- USD/CHF seemed struggling to capitalize on the previous day’s positive move.
- Worries about a surge in coronavirus cases underpinned the safe-haven CHF.
- A turnaround in the equity markets, stronger USD might help limit the downside.
The USD/CHF pair traded with a mild positive bias on Thursday, albeit lacked any strong follow-through and remained below the key 0.9500 psychological mark.
The pair struggled to build on the previous day's positive move, or capitalize on its recovery move from weekly lows, around the 0.9420 area. Concerns about a surge in the number for coronavirus cases globally underpinned the Swiss franc's safe-haven demand and capped the upside for the USD/CHF pair.
The negative factor to some extent was negated by a goodish intraday bounce in the global equity markets. This coupled with some follow-through US dollar buying interest helped limit any meaningful slide, rather led to a subdued/range-bound price action through the early European session.
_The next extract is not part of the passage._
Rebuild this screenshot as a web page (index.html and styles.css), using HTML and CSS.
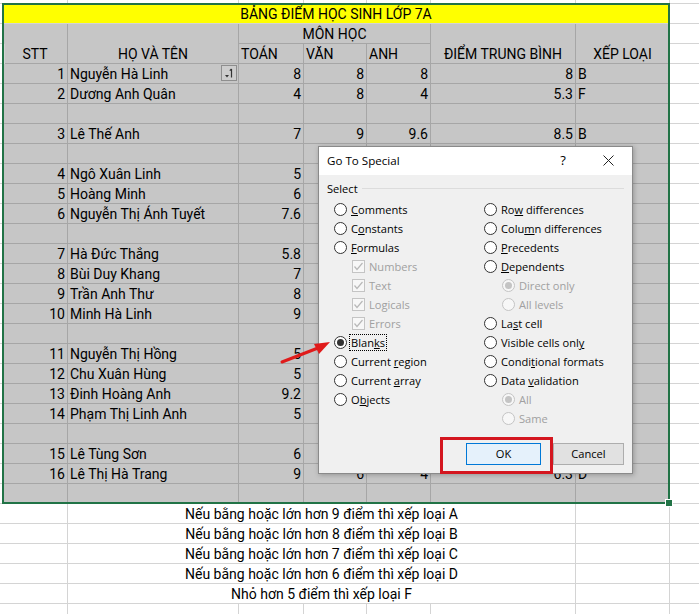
FILE: index.html
```html
<!DOCTYPE html>
<html lang="vi">
<head>
<meta charset="utf-8">
<title>Go To Special</title>
<link rel="stylesheet" href="styles.css">
</head>
<body>
<div class="sheet">
  <!-- row 0 (partial) -->
  <div class="c"></div><div class="c"></div><div class="c"></div><div class="c"></div><div class="c"></div><div class="c"></div><div class="c"></div><div class="c"></div><div class="c"></div>
  <!-- row 1 -->
  <div class="c"></div><div class="c y ctr cs7">BẢNG ĐIỂM HỌC SINH LỚP 7A</div><div class="c"></div>
  <!-- row 2 -->
  <div class="c"></div><div class="c s ctr rs2">STT</div><div class="c s ctr rs2">HỌ VÀ TÊN</div><div class="c s ctr cs3">MÔN HỌC</div><div class="c s ctr rs2">ĐIỂM TRUNG BÌNH</div><div class="c s ctr rs2">XẾP LOẠI</div><div class="c"></div>
  <!-- row 3 -->
  <div class="c"></div><div class="c s">TOÁN</div><div class="c s">VĂN</div><div class="c s">ANH</div><div class="c"></div>
  <!-- data -->
  <div class="c"></div><div class="c s r">1</div><div class="c s">Nguyễn Hà Linh</div><div class="c s r">8</div><div class="c s r">8</div><div class="c s r">8</div><div class="c s r">8</div><div class="c s">B</div><div class="c"></div>
  <div class="c"></div><div class="c s r">2</div><div class="c s">Dương Anh Quân</div><div class="c s r">4</div><div class="c s r">8</div><div class="c s r">4</div><div class="c s r">5.3</div><div class="c s">F</div><div class="c"></div>
  <div class="c"></div><div class="c s"></div><div class="c s"></div><div class="c s"></div><div class="c s"></div><div class="c s"></div><div class="c s"></div><div class="c s"></div><div class="c"></div>
  <div class="c"></div><div class="c s r">3</div><div class="c s">Lê Thế Anh</div><div class="c s r">7</div><div class="c s r">9</div><div class="c s r">9.6</div><div class="c s r">8.5</div><div class="c s">B</div><div class="c"></div>
  <div class="c"></div><div class="c s"></div><div class="c s"></div><div class="c s"></div><div class="c s"></div><div class="c s"></div><div class="c s"></div><div class="c s"></div><div class="c"></div>
  <div class="c"></div><div class="c s r">4</div><div class="c s">Ngô Xuân Linh</div><div class="c s r">5</div><div class="c s"></div><div class="c s"></div><div class="c s"></div><div class="c s"></div><div class="c"></div>
  <div class="c"></div><div class="c s r">5</div><div class="c s">Hoàng Minh</div><div class="c s r">6</div><div class="c s"></div><div class="c s"></div><div class="c s"></div><div class="c s"></div><div class="c"></div>
  <div class="c"></div><div class="c s r">6</div><div class="c s">Nguyễn Thị Ánh Tuyết</div><div class="c s r">7.6</div><div class="c s"></div><div class="c s"></div><div class="c s"></div><div class="c s"></div><div class="c"></div>
  <div class="c"></div><div class="c s"></div><div class="c s"></div><div class="c s"></div><div class="c s"></div><div class="c s"></div><div class="c s"></div><div class="c s"></div><div class="c"></div>
  <div class="c"></div><div class="c s r">7</div><div class="c s">Hà Đức Thắng</div><div class="c s r">5.8</div><div class="c s"></div><div class="c s"></div><div class="c s"></div><div class="c s"></div><div class="c"></div>
  <div class="c"></div><div class="c s r">8</div><div class="c s">Bùi Duy Khang</div><div class="c s r">7</div><div class="c s"></div><div class="c s"></div><div class="c s"></div><div class="c s"></div><div class="c"></div>
  <div class="c"></div><div class="c s r">9</div><div class="c s">Trần Anh Thư</div><div class="c s r">8</div><div class="c s"></div><div class="c s"></div><div class="c s"></div><div class="c s"></div><div class="c"></div>
  <div class="c"></div><div class="c s r">10</div><div class="c s">Minh Hà Linh</div><div class="c s r">9</div><div class="c s"></div><div class="c s"></div><div class="c s"></div><div class="c s"></div><div class="c"></div>
  <div class="c"></div><div class="c s"></div><div class="c s"></div><div class="c s"></div><div class="c s"></div><div class="c s"></div><div class="c s"></div><div class="c s"></div><div class="c"></div>
  <div class="c"></div><div class="c s r">11</div><div class="c s">Nguyễn Thị Hồng</div><div class="c s r">5</div><div class="c s"></div><div class="c s"></div><div class="c s"></div><div class="c s"></div><div class="c"></div>
  <div class="c"></div><div class="c s r">12</div><div class="c s">Chu Xuân Hùng</div><div class="c s r">5</div><div class="c s"></div><div class="c s"></div><div class="c s"></div><div class="c s"></div><div class="c"></div>
  <div class="c"></div><div class="c s r">13</div><div class="c s">Đinh Hoàng Anh</div><div class="c s r">9.2</div><div class="c s"></div><div class="c s"></div><div class="c s"></div><div class="c s"></div><div class="c"></div>
  <div class="c"></div><div class="c s r">14</div><div class="c s">Phạm Thị Linh Anh</div><div class="c s r">5</div><div class="c s"></div><div class="c s"></div><div class="c s"></div><div class="c s"></div><div class="c"></div>
  <div class="c"></div><div class="c s"></div><div class="c s"></div><div class="c s"></div><div class="c s"></div><div class="c s"></div><div class="c s"></div><div class="c s"></div><div class="c"></div>
  <div class="c"></div><div class="c s r">15</div><div class="c s">Lê Tùng Sơn</div><div class="c s r">6</div><div class="c s"></div><div class="c s"></div><div class="c s"></div><div class="c s"></div><div class="c"></div>
  <div class="c"></div><div class="c s r">16</div><div class="c s">Lê Thị Hà Trang</div><div class="c s r">9</div><div class="c s r">6</div><div class="c s r">4</div><div class="c s r">6.3</div><div class="c s">D</div><div class="c"></div>
  <div class="c"></div><div class="c s"></div><div class="c s"></div><div class="c s"></div><div class="c s"></div><div class="c s"></div><div class="c s"></div><div class="c s"></div><div class="c"></div>
  <!-- notes -->
  <div class="c"></div><div class="c"></div><div class="c ctr cs5">Nếu bằng hoặc lớn hơn 9 điểm thì xếp loại A</div><div class="c"></div><div class="c"></div>
  <div class="c"></div><div class="c"></div><div class="c ctr cs5">Nếu bằng hoặc lớn hơn 8 điểm thì xếp loại B</div><div class="c"></div><div class="c"></div>
  <div class="c"></div><div class="c"></div><div class="c ctr cs5">Nếu bằng hoặc lớn hơn 7 điểm thì xếp loại C</div><div class="c"></div><div class="c"></div>
  <div class="c"></div><div class="c"></div><div class="c ctr cs5">Nếu bằng hoặc lớn hơn 6 điểm thì xếp loại D</div><div class="c"></div><div class="c"></div>
  <div class="c"></div><div class="c"></div><div class="c ctr cs5">Nhỏ hơn 5 điểm thì xếp loại F</div><div class="c"></div><div class="c"></div>
  <div class="c"></div><div class="c"></div><div class="c"></div><div class="c"></div><div class="c"></div><div class="c"></div><div class="c"></div><div class="c"></div><div class="c"></div>
</div>

<div class="selbox"></div>
<div class="handle"></div>

<div class="sorticon">
  <svg width="14" height="14" viewBox="0 0 14 14"><path d="M3 9 L5 11.5 L7 9 Z" fill="#333"/><path d="M9.5 3 V11.5 M9.5 3 L7.8 4.7" fill="none" stroke="#333" stroke-width="1.2"/></svg>
</div>

<div class="dlg">
  <div class="tbar">
    <span class="ttl">Go To Special</span>
    <span class="tq">?</span>
    <span class="tx"><svg width="11" height="11" viewBox="0 0 11 11"><path d="M0.5 0.5 L10.5 10.5 M10.5 0.5 L0.5 10.5" stroke="#222" stroke-width="1"/></svg></span>
  </div>
  <div class="dbody">
    <div class="legend"><span>Select</span><span class="gline"></span></div>
    <div class="opts">
      <div class="ocol first">
        <div class="opt"><span class="rb"></span><span><u>C</u>omments</span></div>
        <div class="opt"><span class="rb"></span><span>C<u>o</u>nstants</span></div>
        <div class="opt"><span class="rb"></span><span><u>F</u>ormulas</span></div>
        <div class="opt sub dis"><span class="cb"><svg width="11" height="11" viewBox="0 0 11 11"><path d="M1.5 5.5 L4 8.5 L9.5 2" fill="none" stroke="#b8b8b8" stroke-width="1.2"/></svg></span><span>Numbers</span></div>
        <div class="opt sub dis"><span class="cb"><svg width="11" height="11" viewBox="0 0 11 11"><path d="M1.5 5.5 L4 8.5 L9.5 2" fill="none" stroke="#b8b8b8" stroke-width="1.2"/></svg></span><span>Text</span></div>
        <div class="opt sub dis"><span class="cb"><svg width="11" height="11" viewBox="0 0 11 11"><path d="M1.5 5.5 L4 8.5 L9.5 2" fill="none" stroke="#b8b8b8" stroke-width="1.2"/></svg></span><span>Logicals</span></div>
        <div class="opt sub dis"><span class="cb"><svg width="11" height="11" viewBox="0 0 11 11"><path d="M1.5 5.5 L4 8.5 L9.5 2" fill="none" stroke="#b8b8b8" stroke-width="1.2"/></svg></span><span>Errors</span></div>
        <div class="opt"><span class="rb on"></span><span class="focus">Blan<u>k</u>s</span></div>
        <div class="opt"><span class="rb"></span><span>Current <u>r</u>egion</span></div>
        <div class="opt"><span class="rb"></span><span>Current <u>a</u>rray</span></div>
        <div class="opt"><span class="rb"></span><span>O<u>b</u>jects</span></div>
      </div>
      <div class="ocol">
        <div class="opt"><span class="rb"></span><span>Ro<u>w</u> differences</span></div>
        <div class="opt"><span class="rb"></span><span>Colu<u>m</u>n differences</span></div>
        <div class="opt"><span class="rb"></span><span><u>P</u>recedents</span></div>
        <div class="opt"><span class="rb"></span><span><u>D</u>ependents</span></div>
        <div class="opt sub dis"><span class="rb on"></span><span>Direct only</span></div>
        <div class="opt sub dis"><span class="rb"></span><span>All levels</span></div>
        <div class="opt"><span class="rb"></span><span>La<u>s</u>t cell</span></div>
        <div class="opt"><span class="rb"></span><span>Visible cells onl<u>y</u></span></div>
        <div class="opt"><span class="rb"></span><span>Condi<u>t</u>ional formats</span></div>
        <div class="opt"><span class="rb"></span><span>Data <u>v</u>alidation</span></div>
        <div class="opt sub dis"><span class="rb on"></span><span>All</span></div>
        <div class="opt sub dis"><span class="rb"></span><span>Same</span></div>
      </div>
    </div>
    <div class="btns">
      <button class="btn ok">OK</button>
      <button class="btn cancel">Cancel</button>
    </div>
  </div>
</div>

<svg class="arrow" width="60" height="34" viewBox="0 0 60 34">
  <line x1="6" y1="28" x2="42" y2="14" stroke="#e01b1b" stroke-width="3" stroke-linecap="round"/>
  <polygon points="54,8 38,10 43,20" fill="#e01b1b"/>
</svg>

<div class="redbox"></div>
</body>
</html>
```

FILE: styles.css
```css
* { box-sizing: border-box; }
html, body { margin: 0; padding: 0; }
body {
  width: 699px;
  height: 614px;
  overflow: hidden;
  position: relative;
  background: #fff;
  font-family: Roboto, "Liberation Sans", sans-serif;
  font-size: 14px;
  color: #000;
}

/* spreadsheet grid */
.sheet {
  display: grid;
  grid-template-columns: 3px 65px 171px 65px 63px 64px 145px 94px 60px;
  grid-template-rows: 4px;
  grid-auto-rows: 20px;
  width: 730px;
}
.c {
  border-right: 1px solid #d4d4d4;
  border-bottom: 1px solid #d4d4d4;
  background: #fff;
  display: flex;
  align-items: flex-end;
  padding: 0 2px 0 2px;
  line-height: 17px;
  white-space: nowrap;
  overflow: visible;
  min-width: 0;
}
.s { background: #c6c6c6; border-color: #a6a6a6; }
.y { background: #ffff00; border-color: #d4d4d4; }
.r { justify-content: flex-end; }
.ctr { justify-content: center; }
.rs2 { grid-row: span 2; }
.cs3 { grid-column: span 3; }
.cs5 { grid-column: span 5; }
.cs7 { grid-column: span 7; }

/* selection outline */
.selbox {
  position: absolute;
  left: 2px;
  top: 3px;
  width: 668px;
  height: 501px;
  border: 2px solid #217346;
  pointer-events: none;
}
.handle {
  position: absolute;
  left: 666px;
  top: 500px;
  width: 6px;
  height: 6px;
  background: #217346;
  outline: 1px solid #fff;
}

.sorticon {
  position: absolute;
  left: 221px;
  top: 65px;
  width: 16px;
  height: 16px;
  border: 1px solid #8e8e8e;
  background: #cdcdcd;
  display: flex;
  align-items: center;
  justify-content: center;
}

.arrow {
  position: absolute;
  left: 276px;
  top: 334px;
}

/* dialog */
.dlg {
  position: absolute;
  left: 318px;
  top: 146px;
  width: 315px;
  height: 328px;
  background: #f0f0f0;
  border: 1px solid #8a8a8a;
  box-shadow: 1px 1px 5px rgba(0,0,0,0.25);
  display: flex;
  flex-direction: column;
  font-family: "Open Sans", "Noto Sans", sans-serif;
  font-size: 11.1px;
  color: #000;
}
.tbar {
  height: 28px;
  background: #fff;
  display: flex;
  align-items: center;
  padding: 0 0 2px 8px;
  flex: none;
}
.ttl { font-size: 11.6px; }
.tq {
  margin-left: auto;
  width: 30px;
  text-align: center;
  font-size: 13px;
}
.tx {
  width: 30px;
  margin-left: 15px;
  margin-right: 9px;
  display: flex;
  justify-content: center;
}
.dbody {
  flex: 1;
  display: flex;
  flex-direction: column;
  padding: 5px 8px 8px 8px;
}
.legend {
  height: 16px;
  display: flex;
  align-items: center;
}
.gline {
  flex: 1;
  height: 1px;
  background: #dcdcdc;
  margin-left: 4px;
}
.opts {
  display: flex;
  margin-top: 4px;
}
.ocol { display: flex; flex-direction: column; }
.ocol.first { width: 157px; padding-left: 7px; }
.opt {
  height: 19px;
  display: flex;
  align-items: center;
  gap: 4px;
  white-space: nowrap;
}
.opt.sub { padding-left: 18px; }
.opt.dis { color: #a0a0a0; }
.rb {
  width: 13px;
  height: 13px;
  border-radius: 50%;
  border: 1px solid #333;
  background: #fff;
  display: flex;
  align-items: center;
  justify-content: center;
  flex: none;
}
.rb.on::after {
  content: "";
  width: 7px;
  height: 7px;
  border-radius: 50%;
  background: #333;
}
.dis .rb { border-color: #c4c4c4; background: #f7f7f7; }
.dis .rb.on::after { background: #c4c4c4; }
.cb {
  width: 13px;
  height: 13px;
  border: 1px solid #c4c4c4;
  background: #f7f7f7;
  display: flex;
  align-items: center;
  justify-content: center;
  flex: none;
}
.focus { outline: 1px dotted #000; outline-offset: 0; padding: 0 1px; margin-left: -1px; }
u { text-decoration-thickness: 1px; text-underline-offset: 1px; }

.btns {
  margin-top: auto;
  display: flex;
  justify-content: flex-end;
  gap: 12px;
}
.btn {
  height: 22px;
  font-family: "Open Sans", "Noto Sans", sans-serif;
  font-size: 11.1px;
  color: #000;
  padding: 0 0 1px 0;
}
.ok { width: 75px; background: #e5f1fb; border: 1px solid #0078d7; }
.cancel { width: 71px; background: #e1e1e1; border: 1px solid #adadad; }

.redbox {
  position: absolute;
  left: 440px;
  top: 437px;
  width: 113px;
  height: 37px;
  border: 3px solid #d4161f;
  pointer-events: none;
}
```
Moving ahead, market participants now look forward to a slew of important US macro data for a fresh impetus. Thursday's US economic docket highlights the release of Initial Jobless Claims and Durable Goods Orders data. This along with the final Q1 GDP report might influence the USD price dynamics.
From a technical perspective, the pair's inability to attract any meaningful buying interest suggests that the near-term bearish bias might still be far from being over. Hence, any attempted move beyond the 0.9500 mark runs the risk of fizzling out rather quickly near the 0.9525-30 supply zone.
That said, a sustained strength beyond the mentioned hurdle, leading to a subsequent move above mid-0.9500s will negate the negative outlook and might be seen as a fresh trigger for bullish traders. The pair might then accelerate the recovery move and aim to reclaim the 0.9600 round-figure mark.